> What to work on
Gather the lines that hold the string "styled".

> Dataset entries
----------

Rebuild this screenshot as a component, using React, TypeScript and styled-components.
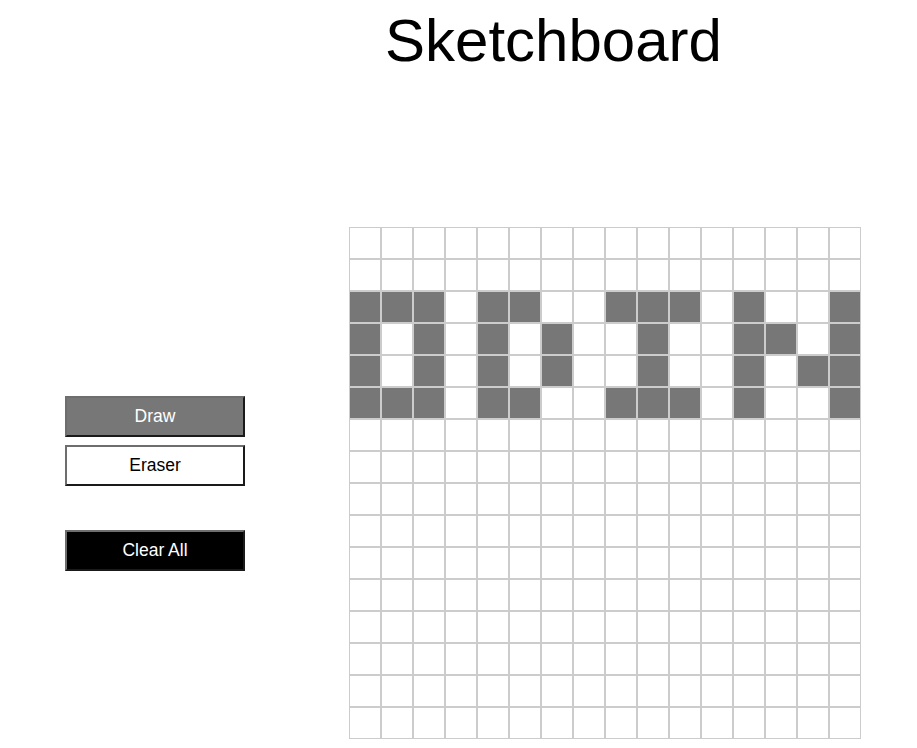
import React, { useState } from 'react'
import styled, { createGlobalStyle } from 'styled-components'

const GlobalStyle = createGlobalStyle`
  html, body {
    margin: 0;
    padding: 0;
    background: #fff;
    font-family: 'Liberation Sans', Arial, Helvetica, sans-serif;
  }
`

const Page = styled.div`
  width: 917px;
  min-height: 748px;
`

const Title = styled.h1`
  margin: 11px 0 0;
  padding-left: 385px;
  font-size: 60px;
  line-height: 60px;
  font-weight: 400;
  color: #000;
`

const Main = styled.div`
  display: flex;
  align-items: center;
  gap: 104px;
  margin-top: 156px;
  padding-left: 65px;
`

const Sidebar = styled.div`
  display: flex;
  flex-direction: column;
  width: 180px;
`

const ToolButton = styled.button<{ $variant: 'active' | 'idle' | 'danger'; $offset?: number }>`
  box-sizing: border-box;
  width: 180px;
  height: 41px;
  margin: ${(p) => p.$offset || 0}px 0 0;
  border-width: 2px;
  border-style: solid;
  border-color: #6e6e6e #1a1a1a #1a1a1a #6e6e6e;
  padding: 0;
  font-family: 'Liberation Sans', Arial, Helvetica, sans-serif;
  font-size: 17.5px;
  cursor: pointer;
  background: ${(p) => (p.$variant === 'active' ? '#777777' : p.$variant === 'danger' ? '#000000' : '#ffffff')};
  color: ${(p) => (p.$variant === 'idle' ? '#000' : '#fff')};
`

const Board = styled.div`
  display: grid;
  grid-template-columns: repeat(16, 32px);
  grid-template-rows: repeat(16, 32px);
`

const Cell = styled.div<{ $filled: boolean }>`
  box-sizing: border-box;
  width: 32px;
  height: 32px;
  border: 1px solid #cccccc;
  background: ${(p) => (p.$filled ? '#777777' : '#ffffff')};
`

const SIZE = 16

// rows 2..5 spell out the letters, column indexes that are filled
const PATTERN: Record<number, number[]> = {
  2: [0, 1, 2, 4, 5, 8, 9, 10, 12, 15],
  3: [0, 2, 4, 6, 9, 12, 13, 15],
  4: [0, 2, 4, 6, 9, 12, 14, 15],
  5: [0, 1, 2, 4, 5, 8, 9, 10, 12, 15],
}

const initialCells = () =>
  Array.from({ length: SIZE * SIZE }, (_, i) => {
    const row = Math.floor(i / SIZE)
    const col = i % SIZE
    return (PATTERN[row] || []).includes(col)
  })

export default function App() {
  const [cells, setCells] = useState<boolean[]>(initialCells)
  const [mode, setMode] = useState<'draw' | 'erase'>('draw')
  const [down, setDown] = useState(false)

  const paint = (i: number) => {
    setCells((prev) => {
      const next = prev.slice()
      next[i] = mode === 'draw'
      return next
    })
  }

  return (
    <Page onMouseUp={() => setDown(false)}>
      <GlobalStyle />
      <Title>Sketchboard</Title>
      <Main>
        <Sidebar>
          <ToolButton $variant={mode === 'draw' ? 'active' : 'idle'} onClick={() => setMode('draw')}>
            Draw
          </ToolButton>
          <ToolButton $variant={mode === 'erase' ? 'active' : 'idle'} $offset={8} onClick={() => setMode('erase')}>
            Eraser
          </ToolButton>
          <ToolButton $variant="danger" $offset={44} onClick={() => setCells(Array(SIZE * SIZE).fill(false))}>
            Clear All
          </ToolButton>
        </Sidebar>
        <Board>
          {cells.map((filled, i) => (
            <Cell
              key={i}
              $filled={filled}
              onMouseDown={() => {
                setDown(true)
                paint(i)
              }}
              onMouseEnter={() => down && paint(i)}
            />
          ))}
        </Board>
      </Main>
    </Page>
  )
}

----------

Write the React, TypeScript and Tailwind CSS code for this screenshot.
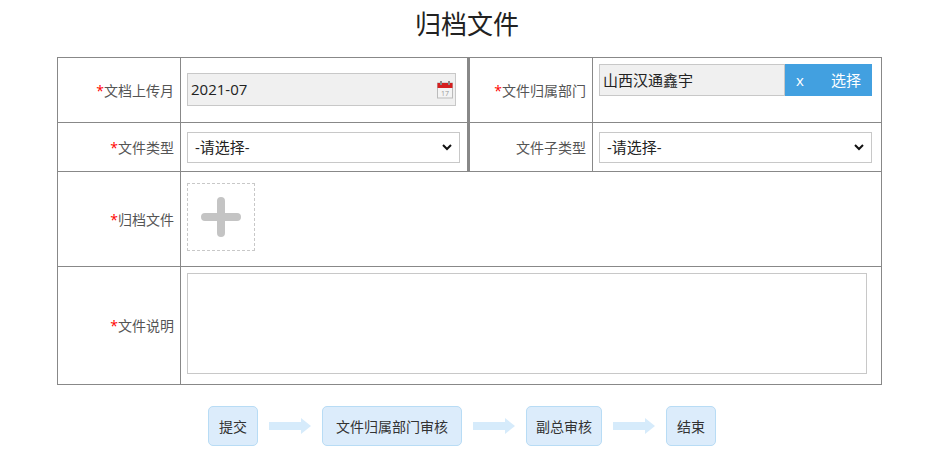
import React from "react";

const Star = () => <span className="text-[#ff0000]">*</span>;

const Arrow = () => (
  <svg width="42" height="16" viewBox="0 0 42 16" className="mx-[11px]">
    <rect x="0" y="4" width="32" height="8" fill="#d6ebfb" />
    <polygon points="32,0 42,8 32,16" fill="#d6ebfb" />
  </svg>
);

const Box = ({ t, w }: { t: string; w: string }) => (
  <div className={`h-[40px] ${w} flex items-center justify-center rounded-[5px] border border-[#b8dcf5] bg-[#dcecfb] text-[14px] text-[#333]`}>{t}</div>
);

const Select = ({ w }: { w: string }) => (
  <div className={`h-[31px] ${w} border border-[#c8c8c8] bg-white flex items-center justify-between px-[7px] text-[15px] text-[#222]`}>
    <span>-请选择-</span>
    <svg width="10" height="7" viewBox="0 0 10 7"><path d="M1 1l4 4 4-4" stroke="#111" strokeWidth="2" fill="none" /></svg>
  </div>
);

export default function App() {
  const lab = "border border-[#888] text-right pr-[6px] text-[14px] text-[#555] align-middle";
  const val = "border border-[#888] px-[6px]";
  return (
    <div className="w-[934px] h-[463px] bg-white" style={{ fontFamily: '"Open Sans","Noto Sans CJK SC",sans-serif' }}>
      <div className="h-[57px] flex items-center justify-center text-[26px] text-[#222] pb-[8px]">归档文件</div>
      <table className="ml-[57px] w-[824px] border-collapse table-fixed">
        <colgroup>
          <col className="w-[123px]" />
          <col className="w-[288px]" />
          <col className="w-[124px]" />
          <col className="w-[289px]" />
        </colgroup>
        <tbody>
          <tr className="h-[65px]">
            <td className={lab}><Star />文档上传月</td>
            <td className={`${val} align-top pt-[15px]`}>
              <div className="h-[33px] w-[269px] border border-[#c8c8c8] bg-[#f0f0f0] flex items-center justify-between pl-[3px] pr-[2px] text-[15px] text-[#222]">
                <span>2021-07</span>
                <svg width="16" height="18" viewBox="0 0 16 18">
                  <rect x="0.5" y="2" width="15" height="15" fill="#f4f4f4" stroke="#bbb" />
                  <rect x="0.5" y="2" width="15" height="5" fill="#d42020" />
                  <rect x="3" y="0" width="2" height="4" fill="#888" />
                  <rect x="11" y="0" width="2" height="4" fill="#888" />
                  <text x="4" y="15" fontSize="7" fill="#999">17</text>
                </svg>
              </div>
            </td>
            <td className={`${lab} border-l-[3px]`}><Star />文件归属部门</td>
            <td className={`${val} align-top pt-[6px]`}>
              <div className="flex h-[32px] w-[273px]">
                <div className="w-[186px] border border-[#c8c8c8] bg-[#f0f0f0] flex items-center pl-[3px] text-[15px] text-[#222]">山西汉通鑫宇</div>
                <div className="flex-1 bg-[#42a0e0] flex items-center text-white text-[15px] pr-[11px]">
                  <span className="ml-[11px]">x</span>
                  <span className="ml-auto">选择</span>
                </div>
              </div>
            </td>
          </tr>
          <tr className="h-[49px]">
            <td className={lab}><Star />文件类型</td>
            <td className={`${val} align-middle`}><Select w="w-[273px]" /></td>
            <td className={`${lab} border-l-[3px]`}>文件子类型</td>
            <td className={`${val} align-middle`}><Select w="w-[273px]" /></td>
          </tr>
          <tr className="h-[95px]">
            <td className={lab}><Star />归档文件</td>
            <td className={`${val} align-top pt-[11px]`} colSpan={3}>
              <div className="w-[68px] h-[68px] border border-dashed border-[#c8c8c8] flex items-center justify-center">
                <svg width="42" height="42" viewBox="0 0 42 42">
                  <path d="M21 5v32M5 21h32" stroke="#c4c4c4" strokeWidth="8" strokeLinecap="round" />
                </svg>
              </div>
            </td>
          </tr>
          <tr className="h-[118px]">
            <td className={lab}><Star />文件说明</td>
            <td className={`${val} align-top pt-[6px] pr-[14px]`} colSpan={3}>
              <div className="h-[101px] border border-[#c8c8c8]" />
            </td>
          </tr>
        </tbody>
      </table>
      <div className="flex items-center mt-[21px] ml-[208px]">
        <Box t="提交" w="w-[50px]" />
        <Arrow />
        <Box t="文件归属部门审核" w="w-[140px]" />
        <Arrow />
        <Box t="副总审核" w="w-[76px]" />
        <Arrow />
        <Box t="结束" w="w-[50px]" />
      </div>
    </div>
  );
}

----------

> Exercise answer
Rebuild this screenshot as a component, using React, TypeScript and styled-components.
import styled, { createGlobalStyle } from 'styled-components'
const Page = styled.div`
const Title = styled.h1`
const Main = styled.div`
const Sidebar = styled.div`
const ToolButton = styled.button<{ $variant: 'active' | 'idle' | 'danger'; $offset?: number }>`
const Board = styled.div`
const Cell = styled.div<{ $filled: boolean }>`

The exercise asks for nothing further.